Generating random numbers using SHA multiple times

Question

There were similar question on stackoverflow but not exactly mine.

So i have a sequence of numbers (from 1 to ~5,000,000) (call this number N). I want to map every number to a number from [0, 99]. One solution is to take the reminder of N divided by 100. All good. I again want to do this a second time and see to which number from [0, 99] this N gets mapped to. The only requirement is that the information that the N got mapped to a number from [0, 99] (say 34) the first time should not decide anything about the number it gets mapped to the second time.

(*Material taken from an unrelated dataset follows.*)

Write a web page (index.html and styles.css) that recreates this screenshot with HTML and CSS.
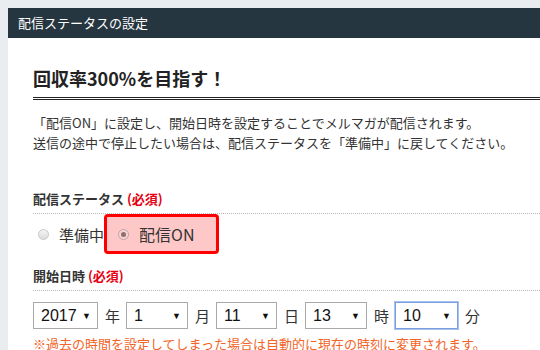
FILE: index.html
```html
<!DOCTYPE html>
<html lang="ja">
<head>
    <meta charset="UTF-8">
    <title>配信ステータスの設定</title>
    <link rel="stylesheet" href="styles.css">
</head>
<body>
    <div class="panel">
        <div class="panel-header">配信ステータスの設定</div>
        <div class="panel-body">
            <h2 class="title">回収率300%を目指す！</h2>
            <p class="lead">「配信ON」に設定し、開始日時を設定することでメルマガが配信されます。<br>送信の途中で停止したい場合は、配信ステータスを「準備中」に戻してください。</p>

            <div class="field status-field">
                <div class="field-label">配信ステータス <span class="required">(必須)</span></div>
                <div class="radio-row">
                    <label class="radio-item"><span class="radio"></span>準備中</label>
                    <label class="radio-item selected"><span class="radio checked"></span>配信ON</label>
                </div>
            </div>

            <div class="field date-field">
                <div class="field-label">開始日時 <span class="required">(必須)</span></div>
                <div class="date-row">
                    <div class="select w-year"><span>2017</span><span class="arrow">▼</span></div>
                    <span class="unit">年</span>
                    <div class="select w-month"><span>1</span><span class="arrow">▼</span></div>
                    <span class="unit">月</span>
                    <div class="select w-day"><span>11</span><span class="arrow">▼</span></div>
                    <span class="unit">日</span>
                    <div class="select w-hour"><span>13</span><span class="arrow">▼</span></div>
                    <span class="unit">時</span>
                    <div class="select w-min focused"><span>10</span><span class="arrow">▼</span></div>
                    <span class="unit">分</span>
                </div>
                <p class="note">※過去の時間を設定してしまった場合は自動的に現在の時刻に変更されます。</p>
            </div>
        </div>
    </div>
</body>
</html>
```

FILE: styles.css
```css
body {
    margin: 0;
    background-color: #e9edf0;
    font-family: "Noto Sans CJK JP", "Liberation Sans", sans-serif;
    color: #333;
    overflow: hidden;
}
.panel {
    margin: 8px 0 0 8px;
    background-color: #fff;
    height: 400px;
}
.panel-header {
    background-color: #263640;
    color: #fff;
    font-size: 13px;
    height: 30px;
    line-height: 30px;
    padding-left: 10px;
}
.panel-body {
    padding: 27px 0 0 25px;
}
.title {
    margin: 0;
    font-size: 18px;
    font-weight: bold;
    color: #222;
    line-height: 26px;
    padding-bottom: 6px;
    border-bottom: 3px double #222;
}
.lead {
    margin: 13px 0 0 0;
    font-size: 13px;
    line-height: 20px;
}
.field-label {
    font-size: 13px;
    font-weight: bold;
    line-height: 20px;
    padding-bottom: 4px;
    border-bottom: 1px dotted #b8b8b8;
}
.required {
    color: #e60012;
}
.status-field {
    margin-top: 36px;
}
.date-field {
    margin-top: 12px;
}
.radio-row {
    display: flex;
    align-items: center;
    height: 40px;
    padding-left: 5px;
    font-size: 15px;
}
.radio-item {
    display: flex;
    align-items: center;
    gap: 10px;
    height: 100%;
}
.radio-item.selected {
    box-sizing: border-box;
    height: 40px;
    padding: 0 22px 0 11px;
    background-color: #ffc8c8;
    border: 3px solid #ff0000;
    border-radius: 4px;
    font-size: 16px;
}
.radio {
    width: 11px;
    height: 11px;
    border-radius: 50%;
    border: 1px solid #c8c8c8;
    background: linear-gradient(#f4f4f4, #dcdcdc);
    box-sizing: border-box;
    display: flex;
    align-items: center;
    justify-content: center;
}
.radio.checked {
    border-color: #c8a0a0;
    background: #f0d6d6;
}
.radio.checked::after {
    content: "";
    width: 5px;
    height: 5px;
    border-radius: 50%;
    background-color: #9a6a6a;
}
.date-row {
    display: flex;
    align-items: center;
    margin-top: 11px;
}
.select {
    box-sizing: border-box;
    height: 27px;
    border: 1px solid #a9a9a9;
    display: flex;
    align-items: center;
    justify-content: space-between;
    padding: 0 6px 0 7px;
    font-family: "Liberation Sans", sans-serif;
    font-size: 16px;
    color: #111;
}
.select.focused {
    border-color: #7a9ee0;
    box-shadow: 0 0 0 1px #a8c2f0;
}
.arrow {
    font-size: 9px;
}
.w-year { width: 65px; }
.w-month { width: 62px; }
.w-day { width: 61px; }
.w-hour { width: 62px; }
.w-min { width: 63px; }
.unit {
    flex: 0 0 16px;
    font-size: 15px;
    margin: 0 5px 0 7px;
}
.note {
    margin: 6px 0 0 0;
    font-size: 13px;
    color: #f26428;
    line-height: 18px;
}
```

So I want to do this (SHA(N + 1) % 100) on the first time and (SHA(N + 2) % 100) the second time and so on ..

Is it guaranteed to work ? or am i missing out something?

Simply put: Take any two arbitrary numbers x1, x2 from [0, 99]. Count all numbers from [0, 5000000] which gets mapped to x1 the first time and x2 the second time. Is this count going to be the same (more or less) for any choice of x1,x2?

Answer 1

I cranked out the results for 5 million values of n, SHA1(N+1)%100, and SHA1(N+2)%100, then ran it through a stats package. The sets of SHA results were uniformly distributed between 0 and 99, and the correlation matrix was:

           n      sha+1    sha+2
    n   1.0000  -0.0016  -0.0016
sha+1  -0.0016   1.0000  -0.0001
sha+2  -0.0016  -0.0001   1.0000

In other words, the SHA outcomes are effectively uncorrelated with each other. A given number 0-99 from the first SHA calculation is equally likely to be paired with any of 0-99 as the second SHA result across the set.